As far as i know, S&W never sang this. (Maybe they're thinking of It Was a Very Good Year?) Is your friend an obsessed Muppet fan?
I think as a kid he definitely was, but unlike me, he doesn't have any record of his memories. No audio, no VHS, no DVD's. And we've all been guilty of creatively remembering something. I'll try to dig up It Was a Very Good Year and see if that's what he was confusing with HTSBCA.
The funny thing is, because he only saw the Muppet Show "live" back in the day, he can watch a DVD with me, and the memories it evokes are so specific for him, he will begin to recall whose house he was at, what was going on in his life. And then, when a UK spot comes on, he snaps out of the past, and says with wonder, "What is this? Is this one of those UK-only bits? I have never seen this!"
He also described in amazing detail the TV special, "The Muppets Go To The Movies", which I had somehow never seen. I ordered a copy online and every skit was just like he'd described... and he'd only seen it the one time.

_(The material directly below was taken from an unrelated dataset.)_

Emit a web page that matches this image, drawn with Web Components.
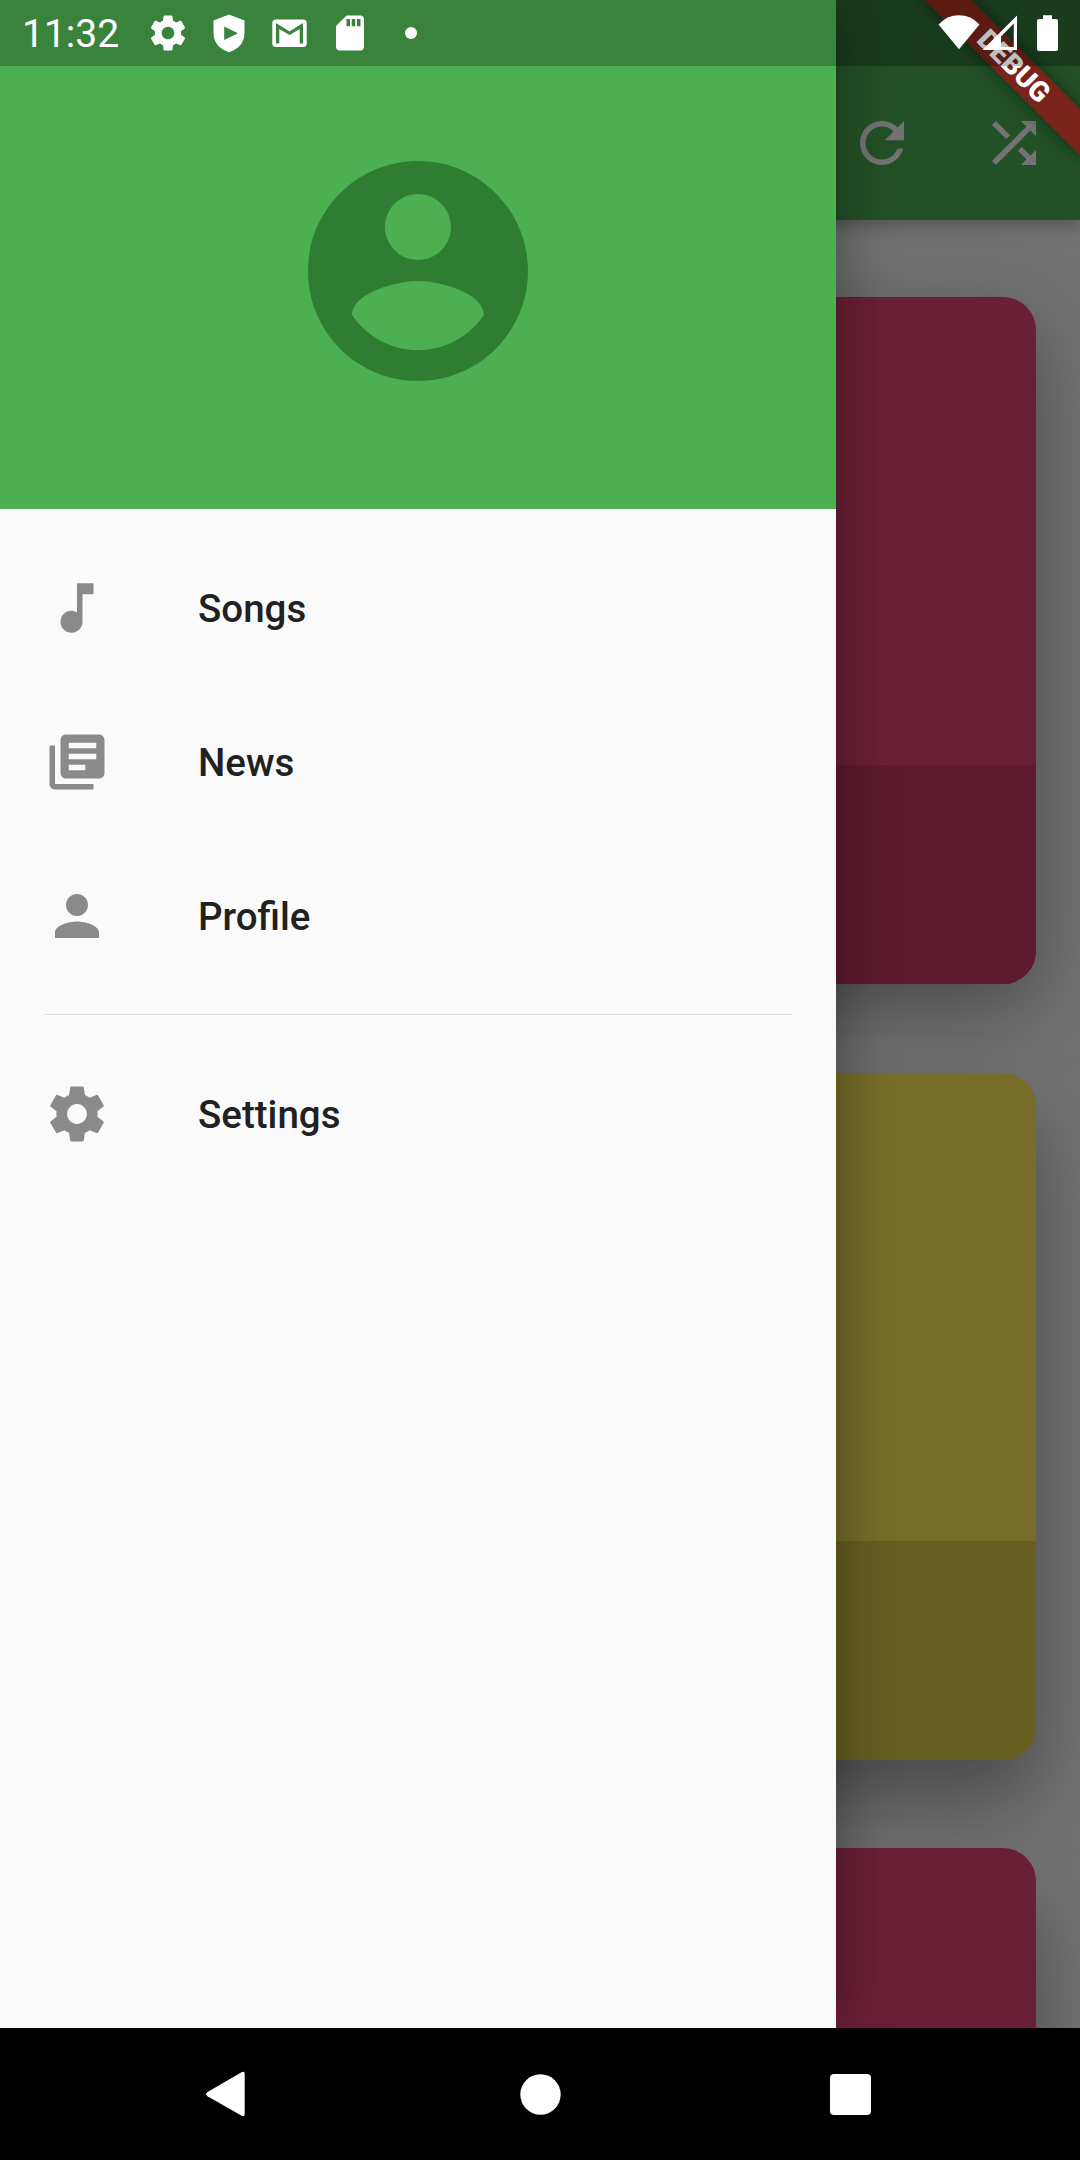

Anyway, as to his level of obsession, I think in some ways his manifested stronger than mine. (The Muppets can leave your life for a while, but you never really leave the Muppets.) Around the time we were in college, not too long after Jim Henson's death, my friend (his name is John) got very involved in puppeteering.
There was this group called "The Kids on the Block" and their shows were about teaching schoolchildren that people with disabilities were not something to fear or ostracize. John played a character named Mark, who had CP and was in a wheelchair. The miniature wheelchair cost the organization about a thousand bucks to make, and although he said the weight of it was problematic, he really loved that character's spirit.
I attended a few of the shows he did around here, and what I thought was interesting was that they made zero effort to hide the puppeteers. Because their scripts specifically called for the puppets' legs to be seen-- to demonstrate the differences of one character on crutches, Mark in his wheelchair, etc.-- the puppeteer's hands did not go up through the bodies, they came out the backs of the heads, with the puppet feet standing on a table that was waist-high to the puppeteer. Aside from the 'teers all dressing in black clothes, they didn't do anything to obscure them, not even covering their faces.
I remember a few times that my gaze would go up to a puppeteer, watching how they did the voice or some other aspect of performance, but the puppets always drew attention back to themselves. It's an ancient magic. I've seen clips of Jim Henson doing Kermit on Arsenio Hall, and other interviews, just sitting there on the sofa in plain view, with his arm going up inside the Frog... he definitely knew this magic of 'visible invisibility'.
I myself went a different route of artistic expression during college, getting into theatre and becoming an actor, then a director, and now primarily an improv comedian.
Although... my path too began with a puppet. The very first play that I ever auditioned for was a production of "Little Shop of Horrors", simply because I was such a fan of Frank Oz's film version, and though I was not the brilliant teenage puppeteer for that show, who also scratch-built the Pods, I was delighted to win the role of the Voice of the Plant through a combination of natural talent and sheer reckless willpower.
I have since played that role twice more, at two other venues. In fact, two years ago the same director of the 1989 show called me to reprise the role in his swan song at the local high school, before he left for a better job at a private school in another state. I was very proud that in all his years of teaching drama, he had never found anyone else who could take on Audrey II. I was exactly twice as old as I'd been the first time I played it.
John came and saw that show. To do the lip synch for the Plant properly, sometimes you have to cue the puppet and sometimes the puppet has to cue you, so they built an alcove among the Skid Row scenery where I could see the Pods but the audience could not see me. From my place of concealment, I could see John down in front, his right hand floating in air, unconsciously "mouthing" the lyrics along with the Volkswagen-sized puppet onstage.